Interview with Ziva Hassenfeld
Over the last decade I watched an ever-rising tide of technological optimism about MOOCs (Massive Open Online Courses), Khan Academy and this idea that online education was going to supplant in-person education, or, in Jewish education, bring down tuition costs. When the Covid-19 pandemic hit and we were all sent home, an opportunity emerged. Even as everyday life shut down, Jewish education institutions didn’t miss a beat. They moved their programming online and in so doing launched an incredible set of experiments in moving education online. As an educational researcher, I couldn’t help but want to document how these experiments unfolded. I sought a grant to create a professional learning community of researchers to document and analyze a wide range of educational contexts from early elementary school students in a full-time online program, to a hybrid high school course, and one-off programs offered to adults. This became the Online Jewish Education project. Together we produced a suite of empirical research papers appearing in an upcoming special issue of the Journal of Jewish Education, and we shared our research with the broader community in a two-part Mandel Center webinar series called, “Teaching Choices That Stay With Us: Pandemic Teaching Decisions and Their Lasting Impact for Jewish Education.”
My SCRoLL lab is a space where I work with 4-8 undergrad students each year.

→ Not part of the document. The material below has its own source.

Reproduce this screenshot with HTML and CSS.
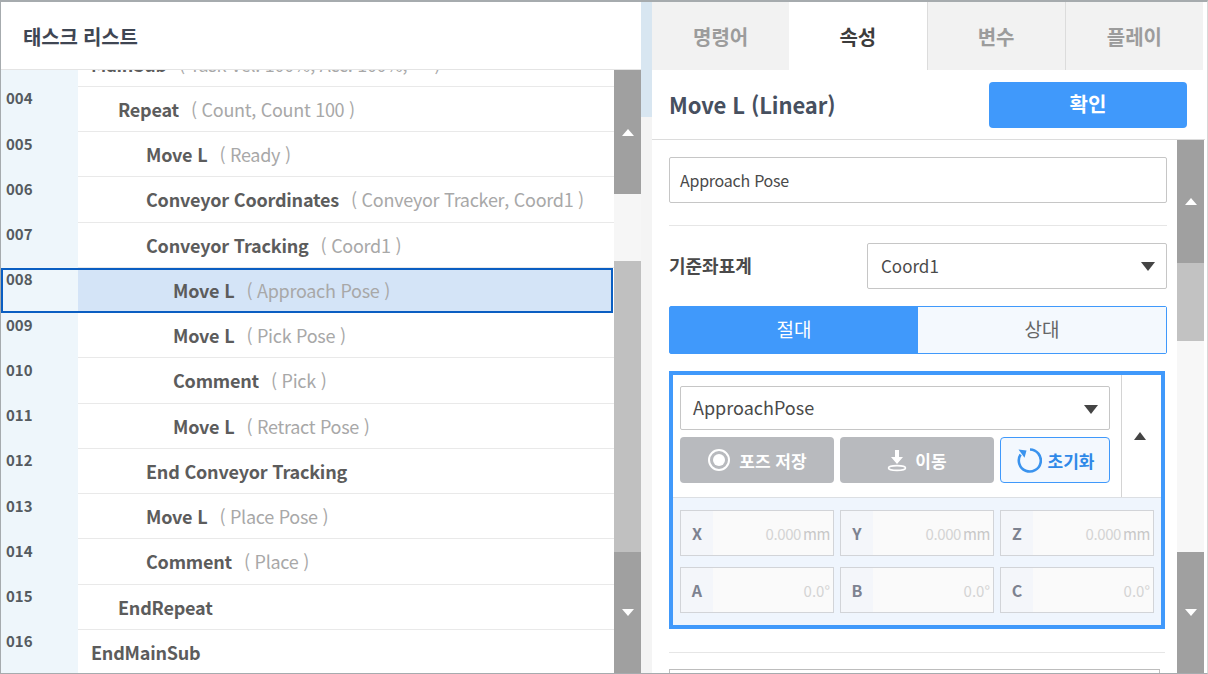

I train them in my approach to collecting and analyzing qualitative data about teaching and learning and then involve them in every step of the research. We collaborate on everything from designing the project, recruiting participants, developing data and assessment instruments, to conducting ethnographic observations. It’s a chance for these students to develop a research community and to discover what they find most exciting in education and research. SCRoLL lab is unique in its focus on classroom research and specifically classroom research in Jewish educational contexts. For this reason, it attracts students from a number of different majors and disciplines including education studies, NEJS, psychology and religious studies.
Before I came to Brandeis, I had a postdoc in the DevTech Research Group at Tufts University, and I had the opportunity to be part of a large research lab under the leadership of Marina Umaschi Bers. It made me realize that qualitative inquiry can be bigger and better when it’s done as a team, especially when that team is cultivated, developed, trained, and cared for in a thoughtful, intentional, and pedagogical way. When I arrived at Brandeis, my first research assistant showed me how amazing Brandeis undergraduates were. I knew that having a team would help me conduct larger, more robust projects that could answer the biggest questions in Jewish education and in classroom-based literacy instruction. For example, our Children Read Biblical Joseph project. This study looks at young readers outside the context of the classroom. Through ongoing think-aloud interviews with a set of students coming from three different schools and communities: Orthodox Jewish, Evangelical Christian and secular public schools, it seeks to understand patterns of textual interpretation among children broadly, and how they understand the biblical story of Joseph specifically. By having students from each of these religious communities in SCRoLL lab we are able to collect data in a consistently sensitive and engaged way.
Last year, we met virtually, but this year, students come to the Mandel Center for 2-5 hours a week to move our research forward. Over the last year, we have published a piece in Jewish Educational Leadership, the Journal of Jewish Education, and have a piece under review in Reading Teacher. Our initial success demonstrates that an educational research lab like SCRoLL can both be a mentorship and development opportunity for undergraduate researchers while also advancing the fields of Jewish education and education more broadly.
It is true, I study a very particular context of text education, Tanakh classrooms in Jewish day schools. This topic can seem narrow and only of interest to scholars of Jewish education or religious education. But I believe that Tanakh classrooms offer an instructive case in the teaching, learning and interpreting of all texts, a major responsibility of schooling. Tanakh teachers often feel strongly that they want to teach the “right” way to read Tanakh, but also they often face a group of students with extraordinarily different conceptions of sacred text. How does a teacher navigate this? How does she create an interpretive community in her classroom that can make sense of the text within particular interpretive boundaries while acknowledging that others might draw different boundaries around the same biblical text?
I believe the dynamics of interpretation one finds in a Tanakh classroom exist in all text classrooms. The English teacher who wishes to focus solely on the words of Silas Marner may face a student who insists on considering George Eliot’s identity as a woman in Victorian England. Is this a moment to enforce the classroom’s way of reading (interpretive rules) and ask the student to ignore their background knowledge? Or is it a moment to be flexible with ways of reading and allow the conversation to go where it may?
Thinking carefully and deliberately about these pedagogical questions is essential to creating strong, dynamic and flexible readers in our students. The final point I want to say is when I talk about readers and my research around developing good readers I don’t simply mean readers of print texts but I mean readers of all signs and situations in our world.